A jury found two animal-rights workers not guilty Friday of animal cruelty for euthanizing animals they took from shelters, but both were convicted of littering for dumping the carcasses in a trash bin.
Adria Hinkle and Andrew Cook, two employees of People for the Ethical Treatment of Animals, or PETA, were cleared of eight misdemeanor counts of animal cruelty. Hinkle also was found not guilty of three felony counts of obtaining property by false pretenses.
Both received a 10-day suspended jail sentence and a year of supervised probation, meaning neither will serve jail time. Their van will be confiscated by police and each was ordered to pay $4,000 in fines and court costs.
"I gave the penalty I thought was appropriate," Superior Court Judge Cy Grant said.
As she left the courtroom after the two-week trial, Hinkle said she was relieved.

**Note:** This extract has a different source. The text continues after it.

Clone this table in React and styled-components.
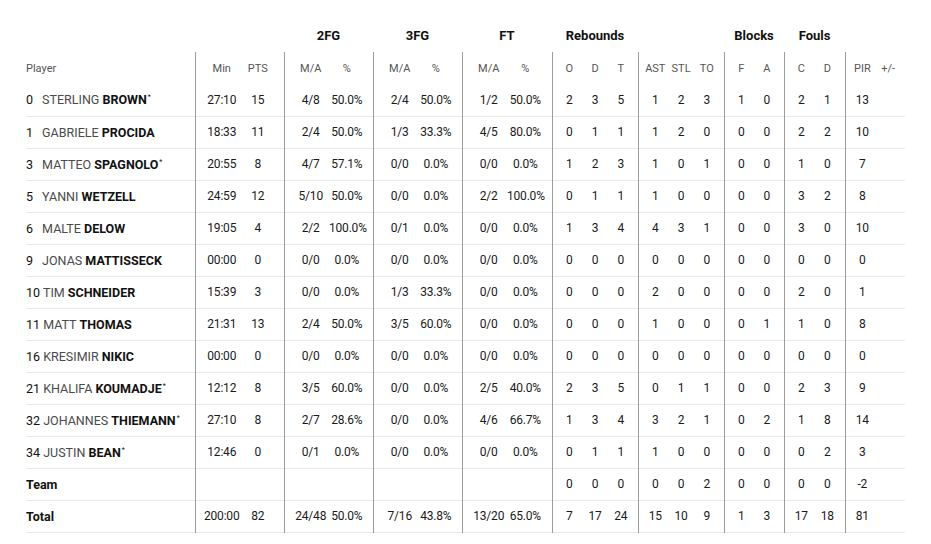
import React from 'react';
import styled, { createGlobalStyle } from 'styled-components';

const GlobalStyle = createGlobalStyle`
  body {
    margin: 0;
    background: #fff;
    font-family: Roboto, "Liberation Sans", sans-serif;
    color: #1a1a1a;
  }
`;

// column layout: width, left pad, right pad, starts a group (gets divider)
const COLS = [
  { w: 169 },
  { w: 45, pl: 8, start: true }, { w: 44, pr: 8 },
  { w: 45, pl: 8, start: true }, { w: 44, pr: 8 },
  { w: 45, pl: 8, start: true }, { w: 44, pr: 8 },
  { w: 45, pl: 8, start: true }, { w: 45, pr: 8 },
  { w: 30, pl: 4, start: true }, { w: 26 }, { w: 30, pr: 4 },
  { w: 30, pl: 4, start: true }, { w: 26 }, { w: 30, pr: 4 },
  { w: 30, pl: 4, start: true }, { w: 30, pr: 4 },
  { w: 30, pl: 4, start: true }, { w: 31, pr: 4 },
  { w: 30, pl: 4, start: true }, { w: 30, pr: 4 },
];

const GROUPS = [
  { label: '', span: 1 },
  { label: '', span: 2 },
  { label: '2FG', span: 2 },
  { label: '3FG', span: 2 },
  { label: 'FT', span: 2 },
  { label: 'Rebounds', span: 3 },
  { label: '', span: 3 },
  { label: 'Blocks', span: 2 },
  { label: 'Fouls', span: 2 },
  { label: '', span: 2 },
];

const SUBS = ['Player', 'Min', 'PTS', 'M/A', '%', 'M/A', '%', 'M/A', '%', 'O', 'D', 'T', 'AST', 'STL', 'TO', 'F', 'A', 'C', 'D', 'PIR', '+/-'];

const players = [
  ['0', 'STERLING', 'BROWN', true, '27:10 15 4/8 50.0% 2/4 50.0% 1/2 50.0% 2 3 5 1 2 3 1 0 2 1 13'],
  ['1', 'GABRIELE', 'PROCIDA', false, '18:33 11 2/4 50.0% 1/3 33.3% 4/5 80.0% 0 1 1 1 2 0 0 0 2 2 10'],
  ['3', 'MATTEO', 'SPAGNOLO', true, '20:55 8 4/7 57.1% 0/0 0.0% 0/0 0.0% 1 2 3 1 0 1 0 0 1 0 7'],
  ['5', 'YANNI', 'WETZELL', false, '24:59 12 5/10 50.0% 0/0 0.0% 2/2 100.0% 0 1 1 1 0 0 0 0 3 2 8'],
  ['6', 'MALTE', 'DELOW', false, '19:05 4 2/2 100.0% 0/1 0.0% 0/0 0.0% 1 3 4 4 3 1 0 0 3 0 10'],
  ['9', 'JONAS', 'MATTISSECK', false, '00:00 0 0/0 0.0% 0/0 0.0% 0/0 0.0% 0 0 0 0 0 0 0 0 0 0 0'],
  ['10', 'TIM', 'SCHNEIDER', false, '15:39 3 0/0 0.0% 1/3 33.3% 0/0 0.0% 0 0 0 2 0 0 0 0 2 0 1'],
  ['11', 'MATT', 'THOMAS', false, '21:31 13 2/4 50.0% 3/5 60.0% 0/0 0.0% 0 0 0 1 0 0 0 1 1 0 8'],
  ['16', 'KRESIMIR', 'NIKIC', false, '00:00 0 0/0 0.0% 0/0 0.0% 0/0 0.0% 0 0 0 0 0 0 0 0 0 0 0'],
  ['21', 'KHALIFA', 'KOUMADJE', true, '12:12 8 3/5 60.0% 0/0 0.0% 2/5 40.0% 2 3 5 0 1 1 0 0 2 3 9'],
  ['32', 'JOHANNES', 'THIEMANN', true, '27:10 8 2/7 28.6% 0/0 0.0% 4/6 66.7% 1 3 4 3 2 1 0 2 1 8 14'],
  ['34', 'JUSTIN', 'BEAN', true, '12:46 0 0/1 0.0% 0/0 0.0% 0/0 0.0% 0 1 1 1 0 0 0 0 0 2 3'],
];

const teamRow = ['', '', '', '', '', '', '', '', '0', '0', '0', '0', '0', '2', '0', '0', '0', '0', '-2', ''];
const totalRow = '200:00 82 24/48 50.0% 7/16 43.8% 13/20 65.0% 7 17 24 15 10 9 1 3 17 18 81'.split(' ').concat(['']);

const Page = styled.div`
  padding: 18px 0 0 26px;
`;

const Table = styled.table`
  table-layout: fixed;
  border-collapse: collapse;
  width: 879px;
  font-size: 12px;
`;

const GroupHead = styled.th`
  height: 34px;
  padding: 0;
  font-size: 13px;
  font-weight: 700;
  color: #111;
  text-align: center;
  vertical-align: middle;
`;

const SubHead = styled.th`
  height: 32px;
  padding: 0 ${(p) => p.$pr || 0}px 0 ${(p) => p.$pl || 0}px;
  font-size: 11px;
  font-weight: 400;
  color: #555;
  text-align: ${(p) => (p.$left ? 'left' : 'center')};
  border-left: ${(p) => (p.$start ? '1px solid #9c9c9c' : 'none')};
  white-space: nowrap;
`;

const Row = styled.tr`
  height: 32px;
  border-bottom: 1px solid #e8e8e8;
`;

const Cell = styled.td`
  padding: 0 ${(p) => p.$pr || 0}px 0 ${(p) => p.$pl || 0}px;
  text-align: center;
  color: #1a1a1a;
  white-space: nowrap;
  letter-spacing: -0.2px;
  border-left: ${(p) => (p.$start ? '1px solid #9c9c9c' : 'none')};
`;

const NameCell = styled.td`
  padding: 0;
  white-space: nowrap;
  font-size: 12.5px;
  font-weight: ${(p) => (p.$bold ? 700 : 400)};
  color: #111;
`;

const Num = styled.span`
  display: inline-block;
  min-width: 13px;
  color: #111;
`;

const First = styled.span`
  color: #4a4a4a;
`;

const Last = styled.span`
  font-weight: 700;
  color: #111;
`;

const Star = styled.sup`
  font-size: 7px;
  font-weight: 400;
  vertical-align: 5px;
  margin-left: 1px;
`;

function StatCells({ values }) {
  return values.map((v, i) => {
    const c = COLS[i + 1];
    return (
      <Cell key={i} $start={c.start} $pl={c.pl} $pr={c.pr}>
        {v}
      </Cell>
    );
  });
}

export default function App() {
  return (
    <Page>
      <GlobalStyle />
      <Table>
        <colgroup>
          {COLS.map((c, i) => (
            <col key={i} style={{ width: c.w }} />
          ))}
        </colgroup>
        <thead>
          <tr>
            {GROUPS.map((g, i) => (
              <GroupHead key={i} colSpan={g.span}>
                {g.label}
              </GroupHead>
            ))}
          </tr>
          <tr>
            {SUBS.map((s, i) => (
              <SubHead key={i} $left={i === 0} $start={COLS[i].start} $pl={COLS[i].pl} $pr={COLS[i].pr}>
                {s}
              </SubHead>
            ))}
          </tr>
        </thead>
        <tbody>
          {players.map(([no, first, last, starter, stats]) => (
            <Row key={no}>
              <NameCell>
                <Num>{no}</Num> <First>{first}</First> <Last>{last}</Last>
                {starter && <Star>*</Star>}
              </NameCell>
              <StatCells values={stats.split(' ').concat([''])} />
            </Row>
          ))}
          <Row>
            <NameCell $bold>Team</NameCell>
            <StatCells values={teamRow} />
          </Row>
          <Row>
            <NameCell $bold>Total</NameCell>
            <StatCells values={totalRow} />
          </Row>
        </tbody>
      </Table>
    </Page>
  );
}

"Justice was served," she said.
Cook declined immediate comment.
Hinkle and Cook had testified that they euthanized the animals in the back of their van to relieve the animals' suffering. They said they disposed of the bodies in Hertford County, instead of driving them back to the PETA offices in Virginia, because the smell was overwhelming.

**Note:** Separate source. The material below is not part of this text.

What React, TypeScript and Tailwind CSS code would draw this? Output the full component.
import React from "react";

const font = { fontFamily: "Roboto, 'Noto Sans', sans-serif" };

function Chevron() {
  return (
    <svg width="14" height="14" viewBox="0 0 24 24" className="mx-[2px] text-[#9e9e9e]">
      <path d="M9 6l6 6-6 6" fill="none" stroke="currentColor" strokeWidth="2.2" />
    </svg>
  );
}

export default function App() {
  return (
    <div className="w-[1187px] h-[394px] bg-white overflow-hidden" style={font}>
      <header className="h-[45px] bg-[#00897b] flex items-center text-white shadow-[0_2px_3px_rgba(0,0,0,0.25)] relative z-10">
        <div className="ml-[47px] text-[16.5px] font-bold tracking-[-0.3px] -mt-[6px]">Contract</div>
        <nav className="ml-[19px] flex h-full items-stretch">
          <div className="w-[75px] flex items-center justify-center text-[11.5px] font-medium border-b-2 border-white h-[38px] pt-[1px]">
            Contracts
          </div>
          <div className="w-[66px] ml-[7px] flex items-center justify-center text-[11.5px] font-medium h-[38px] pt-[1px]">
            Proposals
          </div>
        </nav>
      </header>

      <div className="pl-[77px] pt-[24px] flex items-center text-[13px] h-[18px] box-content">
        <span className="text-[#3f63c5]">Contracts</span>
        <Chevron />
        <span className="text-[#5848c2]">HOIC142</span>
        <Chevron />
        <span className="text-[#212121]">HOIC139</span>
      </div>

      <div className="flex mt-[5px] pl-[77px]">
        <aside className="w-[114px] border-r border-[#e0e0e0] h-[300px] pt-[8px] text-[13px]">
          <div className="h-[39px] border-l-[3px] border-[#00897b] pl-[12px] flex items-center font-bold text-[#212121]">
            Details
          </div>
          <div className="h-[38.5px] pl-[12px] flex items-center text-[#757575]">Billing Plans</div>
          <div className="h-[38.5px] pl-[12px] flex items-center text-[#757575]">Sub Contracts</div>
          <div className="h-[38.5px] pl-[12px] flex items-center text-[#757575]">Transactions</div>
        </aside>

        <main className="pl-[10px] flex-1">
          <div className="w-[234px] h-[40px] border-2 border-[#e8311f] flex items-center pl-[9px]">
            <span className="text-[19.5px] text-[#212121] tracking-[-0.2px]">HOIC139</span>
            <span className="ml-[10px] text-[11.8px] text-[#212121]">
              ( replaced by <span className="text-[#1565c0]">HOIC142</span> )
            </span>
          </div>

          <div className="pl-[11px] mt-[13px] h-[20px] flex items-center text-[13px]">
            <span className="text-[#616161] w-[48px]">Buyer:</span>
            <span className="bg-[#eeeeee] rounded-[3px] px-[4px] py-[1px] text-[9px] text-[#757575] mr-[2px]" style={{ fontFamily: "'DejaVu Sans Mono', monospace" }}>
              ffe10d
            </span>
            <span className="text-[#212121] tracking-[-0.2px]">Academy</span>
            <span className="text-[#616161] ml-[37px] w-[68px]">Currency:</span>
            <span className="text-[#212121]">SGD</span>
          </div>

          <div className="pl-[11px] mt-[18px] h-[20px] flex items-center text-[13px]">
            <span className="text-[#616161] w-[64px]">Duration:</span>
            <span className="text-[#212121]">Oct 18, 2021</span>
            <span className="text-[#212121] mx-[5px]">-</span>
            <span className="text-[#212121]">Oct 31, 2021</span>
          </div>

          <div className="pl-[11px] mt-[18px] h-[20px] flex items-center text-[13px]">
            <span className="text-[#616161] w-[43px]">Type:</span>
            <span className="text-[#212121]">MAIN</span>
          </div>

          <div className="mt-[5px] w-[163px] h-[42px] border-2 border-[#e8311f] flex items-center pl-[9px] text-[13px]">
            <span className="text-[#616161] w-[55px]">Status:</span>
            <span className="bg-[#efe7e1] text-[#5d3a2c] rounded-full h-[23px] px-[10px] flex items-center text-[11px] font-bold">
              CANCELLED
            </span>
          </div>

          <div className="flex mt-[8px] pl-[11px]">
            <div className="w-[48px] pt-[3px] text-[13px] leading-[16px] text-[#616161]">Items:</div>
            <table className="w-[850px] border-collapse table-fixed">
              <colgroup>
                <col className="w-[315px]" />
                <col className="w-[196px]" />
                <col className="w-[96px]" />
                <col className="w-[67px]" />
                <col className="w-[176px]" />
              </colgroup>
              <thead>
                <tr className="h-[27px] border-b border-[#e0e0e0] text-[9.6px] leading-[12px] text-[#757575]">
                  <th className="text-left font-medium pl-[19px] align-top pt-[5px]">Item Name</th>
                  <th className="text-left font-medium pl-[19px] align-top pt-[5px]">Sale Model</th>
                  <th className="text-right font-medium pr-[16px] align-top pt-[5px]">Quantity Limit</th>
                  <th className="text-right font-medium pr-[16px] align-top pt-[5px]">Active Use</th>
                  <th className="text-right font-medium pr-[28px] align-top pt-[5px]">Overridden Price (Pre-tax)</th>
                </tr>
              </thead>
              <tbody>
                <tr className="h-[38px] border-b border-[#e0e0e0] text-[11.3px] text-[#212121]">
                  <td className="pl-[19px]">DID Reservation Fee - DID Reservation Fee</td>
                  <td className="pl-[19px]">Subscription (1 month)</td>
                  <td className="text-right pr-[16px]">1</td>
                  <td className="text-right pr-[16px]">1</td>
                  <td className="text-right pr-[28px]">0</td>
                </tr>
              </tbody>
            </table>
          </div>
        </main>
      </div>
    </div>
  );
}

The animals were picked up from several shelters in northeast North Carolina.
Hinkle, 28, of Norfolk, Va., and Cook, 26, of Virginia Beach, had each faced 21 felony counts of animal cruelty until Grant reduced those charges Thursday, saying prosecutors failed to prove malice, a necessary element of the felony charge.

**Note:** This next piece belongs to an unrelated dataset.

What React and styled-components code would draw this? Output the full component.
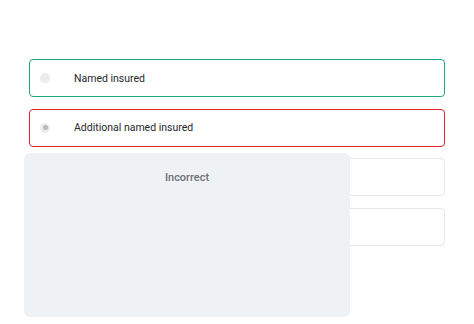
import React from "react";
import styled, { createGlobalStyle } from "styled-components";

const GlobalStyle = createGlobalStyle`
  html, body {
    margin: 0;
    padding: 0;
    background: #ffffff;
    font-family: Roboto, "Liberation Sans", sans-serif;
  }
`;

const Page = styled.div`
  position: relative;
  width: 474px;
  height: 324px;
  overflow: hidden;
  background: #fff;
`;

const OptionList = styled.div`
  display: flex;
  flex-direction: column;
  gap: 11.5px;
  padding: 59px 0 0 29px;
  width: 416px;
`;

const borderColors = {
  correct: "#20a57c",
  wrong: "#e0242e",
  idle: "#e6e8eb",
};

const Option = styled.div`
  box-sizing: border-box;
  height: 38px;
  display: flex;
  align-items: center;
  gap: 24px;
  padding-left: 10px;
  border: ${(p) => (p.$state === "idle" ? "1.5px" : "1.6px")} solid
    ${(p) => borderColors[p.$state]};
  border-radius: 4px;
  background: #fff;
`;

const Radio = styled.span`
  width: 10px;
  height: 10px;
  border-radius: 50%;
  background: #ececec;
  display: flex;
  align-items: center;
  justify-content: center;

  &::after {
    content: "";
    width: 5px;
    height: 5px;
    border-radius: 50%;
    background: ${(p) => (p.$checked ? "#b9b9b9" : "transparent")};
  }
`;

const Label = styled.span`
  font-size: 10.5px;
  color: #26282b;
`;

const FeedbackPanel = styled.div`
  position: absolute;
  left: 24px;
  top: 153px;
  width: 326px;
  height: 164px;
  border-radius: 6px;
  background: #eef2f5;
  display: flex;
  justify-content: center;
  padding-top: 18px;
  box-sizing: border-box;
`;

const FeedbackTitle = styled.span`
  font-size: 11px;
  font-weight: 500;
  color: #6c7074;
  line-height: 13px;
`;

const options = [
  { label: "Named insured", state: "correct", checked: false },
  { label: "Additional named insured", state: "wrong", checked: true },
  { label: "", state: "idle", checked: false },
  { label: "", state: "idle", checked: false },
];

const App = () => {
  return (
    <Page>
      <GlobalStyle />
      <OptionList>
        {options.map((o, i) => (
          <Option key={i} $state={o.state}>
            <Radio $checked={o.checked} />
            <Label>{o.label}</Label>
          </Option>
        ))}
      </OptionList>
      <FeedbackPanel>
        <FeedbackTitle>Incorrect</FeedbackTitle>
      </FeedbackPanel>
    </Page>
  );
};

export default App;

The pair was arrested in June 2005 after police said they saw them dump several bags of dead animals behind a grocery store. Police said they found more dead animals in the pair's van.
Local shelter officials said they were unaware that PETA planned to euthanize most of the animals it picked up, but a PETA official testified that she told county officials of the policy.
Hinkle testified that she never told the shelters the animals wouldn't be euthanized.